Hope you get sorted, buddy. 

Cooks 

Sent from my Wenger 16999


----------



## nbray67 (Mar 22, 2012)

Soul boy 68 said:


> I should have said I bought from Auto ID and wasn't aware of issrelating to lacquer, I bought these over 18 months ago and the problem has steadily got worse, funny thing is the other mirror cover is OK. But can this be repaired?


Repair wise, I'm not sure of pal but Auto ID I believe were aware of some issues so it might be worth contacting them, especially if one cover is fine.

It definitely points towards a production issue in that case. Hopefully they'll replace it FOC due to one failing, the other not.

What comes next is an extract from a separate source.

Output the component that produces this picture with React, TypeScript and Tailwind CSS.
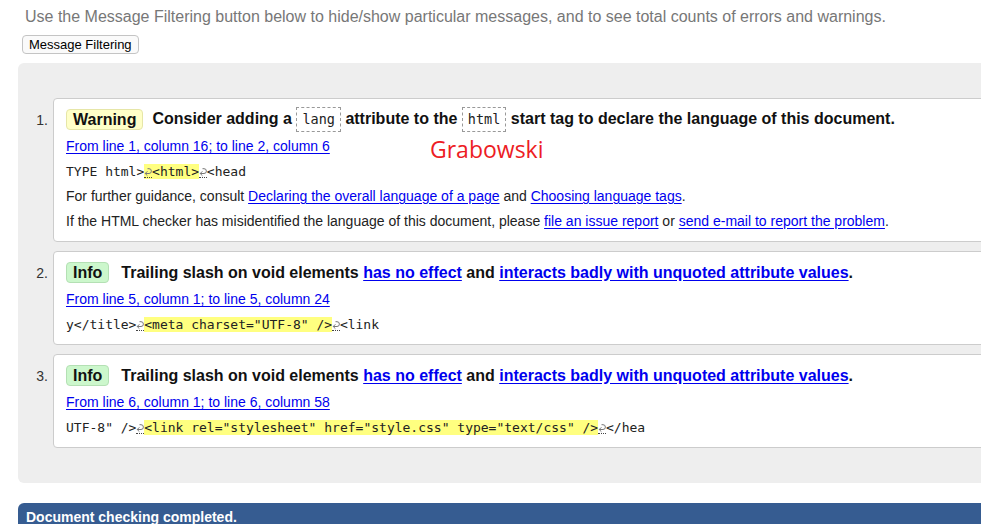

Fingers crossed for you pal.


----------



## Soul boy 68 (Sep 8, 2013)

Cookies said:


> Good grief mate. That's not good. It looks like the lacquer has simply failed and become brittle at the leading edge of the cover.
> 
> Hopefully some of the bodywork guys will be along to tell you it's no problem to fix!!!
> 
> ...


Thank you Nail, I'm sure it's fixable, just waiting for some one to confirm, I just wanted to share this with you guys for your helpful input. Just need that :thumb:up from somebody to give me the go ahead to have it repaired or replaced.


----------



## Soul boy 68 (Sep 8, 2013)

nbray67 said:


> Repair wise, I'm not sure of pal but Auto ID I believe were aware of some issues so it might be worth contacting them, especially if one cover is fine.
> 
> It definitely points towards a production issue in that case. Hopefully they'll replace it FOC due to one failing, the other not.
> 
> Fingers crossed for you pal.


I can certainly try and get in touch with Auto ID but they're not obliged to replace as it's out of warranty now. If only it can be re- lacquered? Thank you all the same.


----------



## DLGWRX02 (Apr 6, 2010)

I’m sure there was an old thread on here where someone had a carbon bonnet with flaking lacquer and they got it almost back to 100%.


----------



## Andyblue (Jun 20, 2017)

Looks like the lacquer failed at the edge and possibly had some water ingress, which with the cold weather may have blown it...

As has been suggested, I would def contact the company you bought from to see if the can offer any assistance - if they make them themselves they may even re- lacquer / repair them for you if not replace ?


----------



## Sicskate (Oct 3, 2012)

It is repairable, but I'd guess it wouldn't match the other side once repaired. 

So in theory you may need to have both covers stripped and re-lacquered. 

Sent from my FRD-L09 using Tapatalk


----------



## Soul boy 68 (Sep 8, 2013)

Sicskate said:


> It is repairable, but I'd guess it wouldn't match the other side once repaired.
> 
> So in theory you may need to have both covers stripped and re-lacquered.
> 
> Sent from my FRD-L09 using Tapatalk


I thought as much Sicskate, I'll leave it until the spring then look at having it repaired.


----------